Review

Aakhri Buransh review: Migration and the haunting loss of a home reverberate in this understated film

Cinestaan Rating

Release Date: 2021 / 37min

Sukhpreet Kahlon | New Delhi, 16 Dec 2021 12:00 IST

Yashasvi Juyal’s film examines a range of issues severely affecting rural areas.

Yashasvi Juyal’s Pahadi-language short film Aakhri Buransh (The Last Rhododendron) delves into the generational relationship with one’s home in the village, examining themes of migration and the loss of a home.

Set in a village in Uttarakhand, Aakhri Buransh tells the story of a mother and daughter that echoes throughout the land. As the young daughter, Mamta, makes preparations to go to the city for her education, her mother is haunted by the thought of being left behind where she is part of an almost ghost village, where everyone has migrated to urban centres.

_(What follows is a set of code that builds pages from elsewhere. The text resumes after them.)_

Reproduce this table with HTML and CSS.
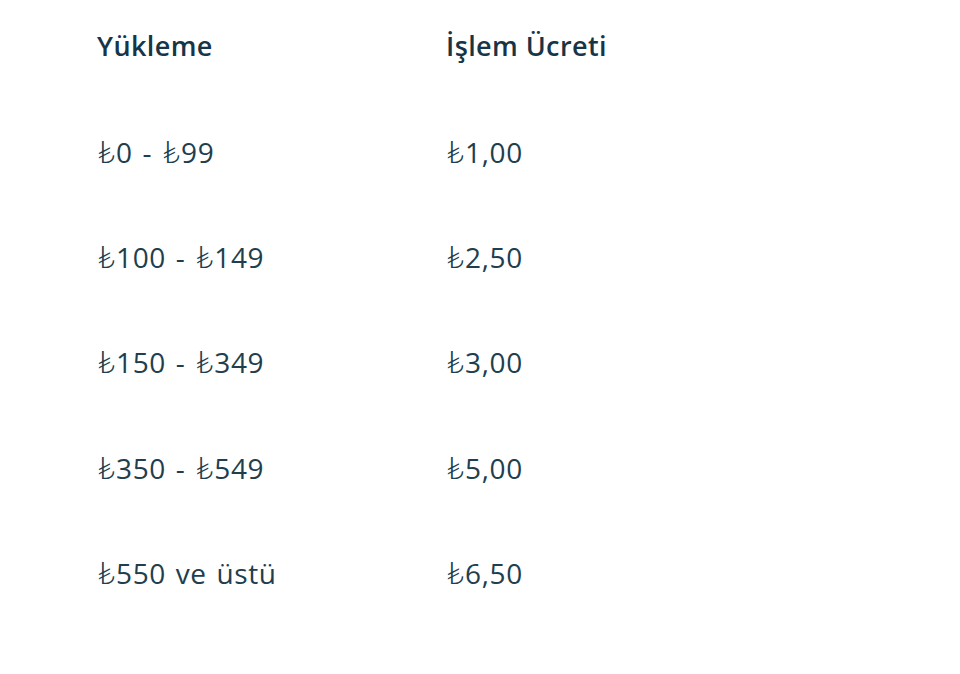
FILE: index.html
```html
<!DOCTYPE html>
<html lang="tr">
<head>
<meta charset="utf-8">
<link rel="stylesheet" href="styles.css">
</head>
<body>
<div class="fees">
  <div class="row head"><div class="cell">Yükleme</div><div class="cell">İşlem Ücreti</div></div>
  <div class="row"><div class="cell"><span class="tl">₺</span>0 - <span class="tl">₺</span>99</div><div class="cell"><span class="tl">₺</span>1,00</div></div>
  <div class="row"><div class="cell"><span class="tl">₺</span>100 - <span class="tl">₺</span>149</div><div class="cell"><span class="tl">₺</span>2,50</div></div>
  <div class="row"><div class="cell"><span class="tl">₺</span>150 - <span class="tl">₺</span>349</div><div class="cell"><span class="tl">₺</span>3,00</div></div>
  <div class="row"><div class="cell"><span class="tl">₺</span>350 - <span class="tl">₺</span>549</div><div class="cell"><span class="tl">₺</span>5,00</div></div>
  <div class="row"><div class="cell"><span class="tl">₺</span>550 ve üstü</div><div class="cell"><span class="tl">₺</span>6,50</div></div>
</div>
</body>
</html>
```

FILE: styles.css
```css
html, body {
  margin: 0;
  padding: 0;
  background: #ffffff;
}
body {
  width: 960px;
  height: 674px;
  overflow: hidden;
  font-family: "Open Sans", "DejaVu Sans", sans-serif;
  color: #213e4e;
  font-variant-ligatures: none;
}
.fees {
  margin-top: -7px;
  padding: 0 0 0 97px;
  display: flex;
  flex-direction: column;
}
.row {
  display: grid;
  grid-template-columns: 349px 1fr;
  height: 105.4px;
  align-items: center;
  font-size: 28px;
  line-height: 32px;
  letter-spacing: 0.6px;
  word-spacing: 2px;
}
.head {
  font-size: 27px;
  font-weight: 600;
  letter-spacing: 0.4px;
  word-spacing: 0;
  color: #173547;
}
.tl {
  font-family: "Lato", "DejaVu Sans", sans-serif;
  font-weight: 300;
  font-size: 32px;
  letter-spacing: 0.5px;
}
```
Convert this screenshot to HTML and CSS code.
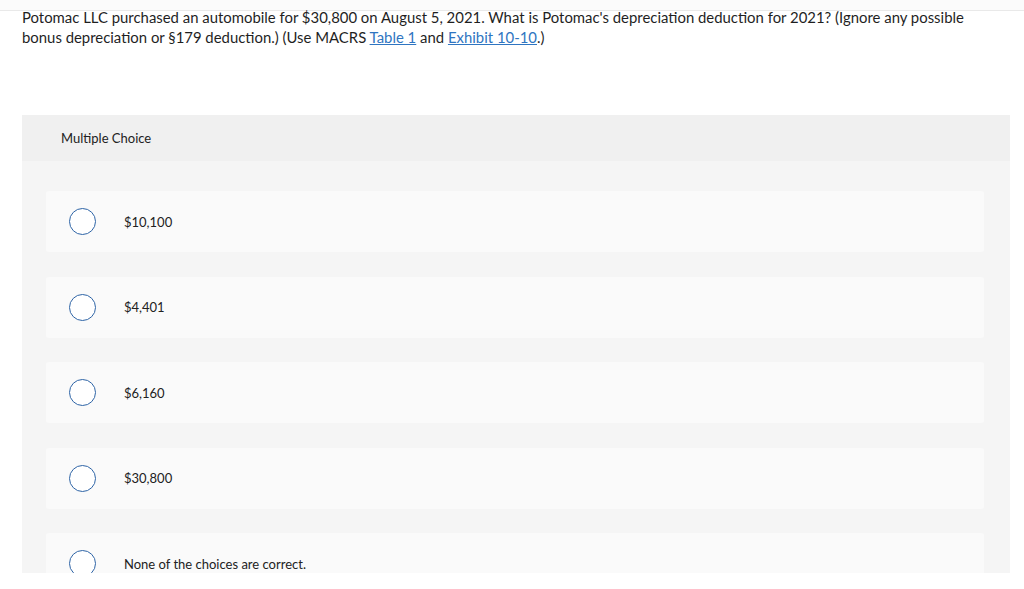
FILE: index.html
```html
<!DOCTYPE html>
<html lang="en">
<head>
<meta charset="utf-8">
<title>Multiple Choice</title>
<link rel="stylesheet" href="styles.css">
</head>
<body>
<div class="topbar"></div>
<div class="page">
  <p class="question">Potomac LLC purchased an automobile for $30,800 on August 5, 2021. What is Potomac's depreciation deduction for 2021? (Ignore any possible bonus depreciation or §179 deduction.) (Use MACRS <a href="#">Table 1</a> and <a href="#">Exhibit 10-10</a>.)</p>
  <section class="mc">
    <div class="mc-head">Multiple Choice</div>
    <div class="mc-body">
      <label class="opt"><span class="radio"></span><span class="opt-text">$10,100</span></label>
      <label class="opt"><span class="radio"></span><span class="opt-text">$4,401</span></label>
      <label class="opt"><span class="radio"></span><span class="opt-text">$6,160</span></label>
      <label class="opt"><span class="radio"></span><span class="opt-text">$30,800</span></label>
      <label class="opt"><span class="radio"></span><span class="opt-text">None of the choices are correct.</span></label>
    </div>
  </section>
</div>
</body>
</html>
```

FILE: styles.css
```css
html, body {
  margin: 0;
  padding: 0;
  background: #ffffff;
  overflow: hidden;
}
body {
  font-family: Lato, "Open Sans", "Liberation Sans", sans-serif;
  color: #222222;
  height: 589px;
}
.topbar {
  height: 10px;
  background: #fbfbfb;
  border-bottom: 1px solid #e9e9e9;
}
.page {
  padding: 0 14px 0 22px;
}
.question {
  margin: -4px 0 0 0;
  max-width: 962px;
  font-size: 14.9px;
  line-height: 20px;
  color: #1f1f1f;
}
.question a {
  color: #2f75c1;
  text-decoration: underline;
}
.mc {
  margin-top: 68px;
  width: 988px;
  height: 458px;
  overflow: hidden;
  background: #f5f5f5;
}
.mc-head {
  height: 46px;
  display: flex;
  align-items: center;
  padding-left: 39px;
  background: #f0f0f0;
  font-size: 13px;
  color: #222;
}
.mc-body {
  padding: 30px 26px 0 24px;
  display: flex;
  flex-direction: column;
  gap: 24.5px;
}
.opt {
  height: 61px;
  flex: 0 0 61px;
  background: #fafafa;
  border-radius: 3px;
  display: flex;
  align-items: center;
  padding-left: 23px;
  font-size: 13px;
  color: #222;
}
.radio {
  width: 25px;
  height: 25px;
  border: 1px solid #2e64a6;
  border-radius: 50%;
  background: #fff;
  flex: 0 0 auto;
}
.opt-text {
  margin-left: 28px;
}
```
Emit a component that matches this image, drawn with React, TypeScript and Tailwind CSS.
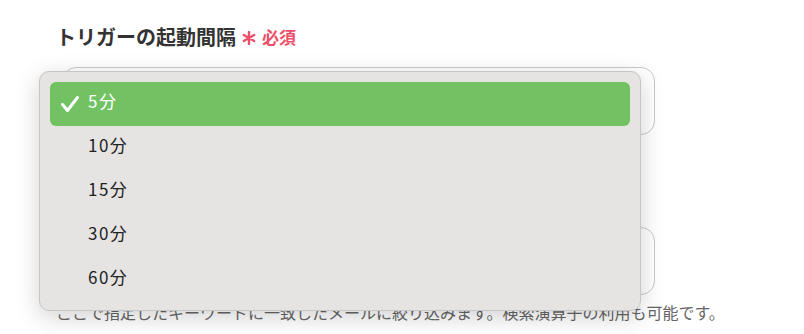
import { useState } from "react";

const options = ["5分", "10分", "15分", "30分", "60分"];

const Check = () => (
  <svg width="20" height="20" viewBox="0 0 20 20" fill="none">
    <path
      d="M2.5 10.5 L7.5 16.5 L17.5 3.5"
      stroke="white"
      strokeWidth="3"
      strokeLinecap="round"
      strokeLinejoin="round"
    />
  </svg>
);

const Asterisk = () => (
  <svg width="14" height="14" viewBox="0 0 14 14" fill="none">
    <path
      d="M7 1 V13 M1.8 4 L12.2 10 M1.8 10 L12.2 4"
      stroke="#ef4f6b"
      strokeWidth="2.4"
      strokeLinecap="round"
    />
  </svg>
);

const Dropdown = ({ selected }: { selected: string }) => {
  return (
    <div className="absolute left-[39px] top-[71px] w-[602px] rounded-[10px] border border-[#c6c6c6] bg-[#e5e4e3] px-[10px] pt-[10px] pb-[8px] shadow-[0_6px_24px_rgba(0,0,0,0.18)]">
      {options.map((opt) => {
        const active = opt === selected;
        return (
          <div
            key={opt}
            className={`flex h-[44px] items-center rounded-[6px] pl-[10px] pb-[6px] ${
              active ? "bg-[#72c264] text-white" : "text-[#222]"
            }`}
          >
            <span className="mt-[6px] w-[28px]">{active && <Check />}</span>
            <span className="text-[17px] tracking-[1.5px]">{opt}</span>
          </div>
        );
      })}
    </div>
  );
};

export default function App() {
  const [value] = useState("5分");
  return (
    <div
      className="relative h-[334px] w-[804px] overflow-hidden bg-white"
      style={{ fontFamily: '"Noto Sans CJK JP", "Noto Sans", sans-serif' }}
    >
      <div className="flex flex-col pl-[56px] pt-[23px]">
        <div className="flex h-[28px] items-center">
          <span className="text-[20px] font-bold text-[#333]">トリガーの起動間隔</span>
          <span className="ml-[6px] mt-[1px]">
            <Asterisk />
          </span>
          <span className="ml-[6px] text-[17px] font-bold text-[#ef4f6b]">必須</span>
        </div>
        <div className="mt-[16px] ml-[6px] h-[68px] w-[593px] rounded-[14px] border border-[#c9c9c9] bg-white" />
        <div className="mt-[92px] ml-[6px] h-[68px] w-[593px] rounded-[14px] border border-[#c9c9c9] bg-white" />
        <p className="mt-[6px] text-[16px] leading-[22px] text-[#666]">
          ここで指定したキーワードに一致したメールに絞り込みます。検索演算子の利用も可能です。
        </p>
      </div>
      <Dropdown selected={value} />
    </div>
  );
}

The short film captures the predicament of people of different generations in rural areas, where the young are lured by brighter future prospects and employment to urban areas, while the older generation is tied to the land and must work hard to earn their daily living. The film is reflective of the attitude amongst the young generation to not follow agriculture as an occupation, thus leaving entire villages empty.

Juyal skilfully uses the conversation between two women working in the field to depict a range of societal attitudes towards young people migrating to the city, the misgivings and the loneliness of the older generation, and rural livelihoods being severely threatened by climate change. In a particularly haunting sequence, we see image upon image of abandoned homes left behind, carrying only a trace of memory of its inhabitants. Adopting a slow, contemplative style, the filmmaker evokes the pace of village life, reflecting the thought processes and mood of both Mamta and her mother as they consider their respective futures.

Aakhri Buransh won the Film Critics Guild DIFF Gender Sensitivity Award at the Dharamshala International Film Festival 2021, jointly along with Devashish Makhija’s Cheepatakadumpa.

The film was screened virtually at Beyond Borders: A Feminist Film Festival.